__Source excerpt__

···

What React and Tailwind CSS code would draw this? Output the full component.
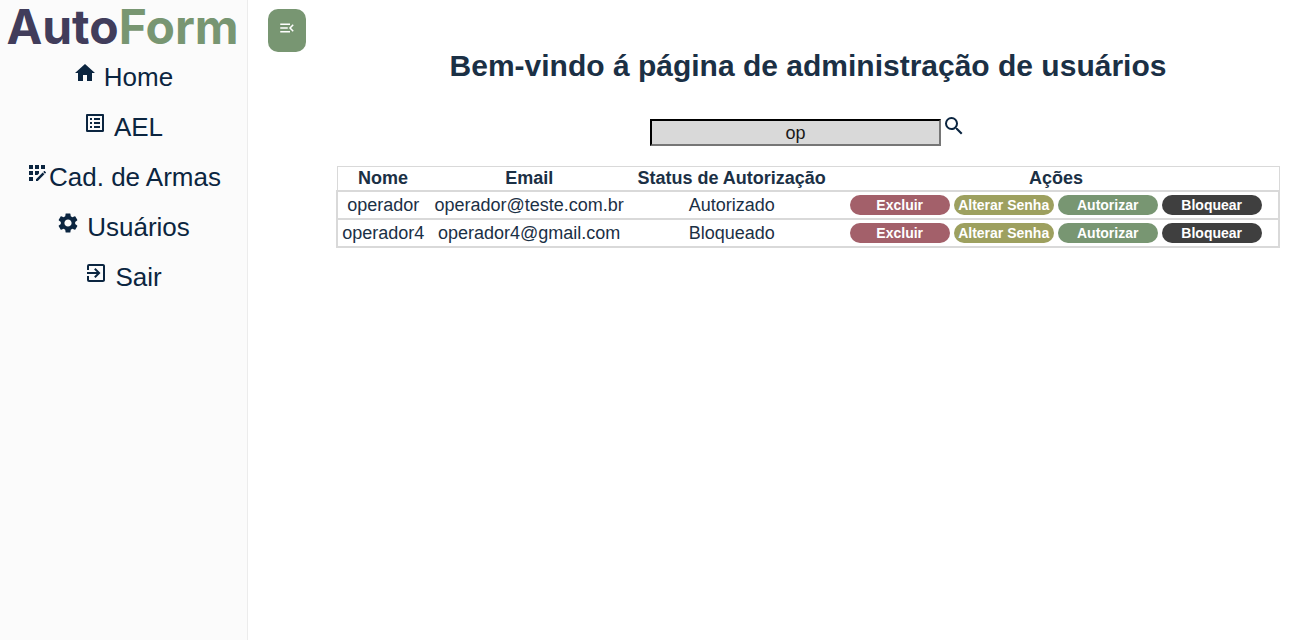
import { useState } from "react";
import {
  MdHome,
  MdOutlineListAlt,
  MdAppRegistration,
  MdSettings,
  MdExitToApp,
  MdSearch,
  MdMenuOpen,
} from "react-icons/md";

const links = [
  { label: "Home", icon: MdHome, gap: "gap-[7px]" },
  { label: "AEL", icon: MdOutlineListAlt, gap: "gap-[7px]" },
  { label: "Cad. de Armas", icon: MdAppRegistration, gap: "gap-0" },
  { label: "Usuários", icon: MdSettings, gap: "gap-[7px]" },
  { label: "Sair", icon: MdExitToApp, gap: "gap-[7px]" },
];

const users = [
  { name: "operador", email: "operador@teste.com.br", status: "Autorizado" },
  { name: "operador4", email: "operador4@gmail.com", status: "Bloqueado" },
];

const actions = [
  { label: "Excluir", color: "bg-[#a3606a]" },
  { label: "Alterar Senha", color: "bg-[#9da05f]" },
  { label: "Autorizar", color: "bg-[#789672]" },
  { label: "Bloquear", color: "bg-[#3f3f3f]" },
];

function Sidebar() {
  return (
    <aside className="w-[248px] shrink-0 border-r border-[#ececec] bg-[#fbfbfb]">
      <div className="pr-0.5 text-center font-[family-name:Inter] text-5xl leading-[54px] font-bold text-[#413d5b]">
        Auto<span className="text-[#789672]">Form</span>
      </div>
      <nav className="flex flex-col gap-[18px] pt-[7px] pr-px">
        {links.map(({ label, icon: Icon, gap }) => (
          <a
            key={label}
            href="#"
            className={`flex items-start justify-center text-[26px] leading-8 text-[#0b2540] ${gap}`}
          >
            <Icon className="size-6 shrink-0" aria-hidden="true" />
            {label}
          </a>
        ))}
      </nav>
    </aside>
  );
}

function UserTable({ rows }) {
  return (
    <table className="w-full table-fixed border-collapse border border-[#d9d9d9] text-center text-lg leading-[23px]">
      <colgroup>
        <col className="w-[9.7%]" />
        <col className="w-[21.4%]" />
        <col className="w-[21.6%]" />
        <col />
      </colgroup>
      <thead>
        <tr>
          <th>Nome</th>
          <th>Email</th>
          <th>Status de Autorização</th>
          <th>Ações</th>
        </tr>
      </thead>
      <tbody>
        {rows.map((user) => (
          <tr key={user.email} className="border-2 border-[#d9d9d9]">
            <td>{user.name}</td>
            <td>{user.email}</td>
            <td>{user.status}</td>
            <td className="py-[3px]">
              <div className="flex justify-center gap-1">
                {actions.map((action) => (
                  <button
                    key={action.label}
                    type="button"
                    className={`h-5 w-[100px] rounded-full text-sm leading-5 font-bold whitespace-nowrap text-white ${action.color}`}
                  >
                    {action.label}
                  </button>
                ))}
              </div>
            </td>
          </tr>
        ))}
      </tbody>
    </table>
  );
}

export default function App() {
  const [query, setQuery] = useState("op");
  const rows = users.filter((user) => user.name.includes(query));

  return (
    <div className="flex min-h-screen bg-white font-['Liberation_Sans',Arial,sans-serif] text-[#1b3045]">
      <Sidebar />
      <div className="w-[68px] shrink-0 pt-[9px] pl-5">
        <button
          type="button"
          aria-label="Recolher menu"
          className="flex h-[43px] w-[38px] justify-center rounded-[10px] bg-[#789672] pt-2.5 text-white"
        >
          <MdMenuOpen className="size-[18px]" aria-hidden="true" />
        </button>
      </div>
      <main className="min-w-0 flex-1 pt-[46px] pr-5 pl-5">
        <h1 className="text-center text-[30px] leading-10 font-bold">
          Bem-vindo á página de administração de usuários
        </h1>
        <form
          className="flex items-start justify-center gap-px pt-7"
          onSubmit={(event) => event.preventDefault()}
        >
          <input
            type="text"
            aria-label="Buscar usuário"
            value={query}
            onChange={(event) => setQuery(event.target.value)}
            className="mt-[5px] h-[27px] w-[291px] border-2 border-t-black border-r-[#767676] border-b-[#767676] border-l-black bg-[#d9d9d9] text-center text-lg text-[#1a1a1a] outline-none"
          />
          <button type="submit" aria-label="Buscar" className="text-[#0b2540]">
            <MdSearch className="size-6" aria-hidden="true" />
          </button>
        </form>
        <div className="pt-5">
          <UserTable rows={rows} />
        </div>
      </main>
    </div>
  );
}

···

__Problem requirements__
From the data, collect all lines where the string "full" appears.

__Result of this task__
What React and Tailwind CSS code would draw this? Output the full component.
    <table className="w-full table-fixed border-collapse border border-[#d9d9d9] text-center text-lg leading-[23px]">
                    className={`h-5 w-[100px] rounded-full text-sm leading-5 font-bold whitespace-nowrap text-white ${action.color}`}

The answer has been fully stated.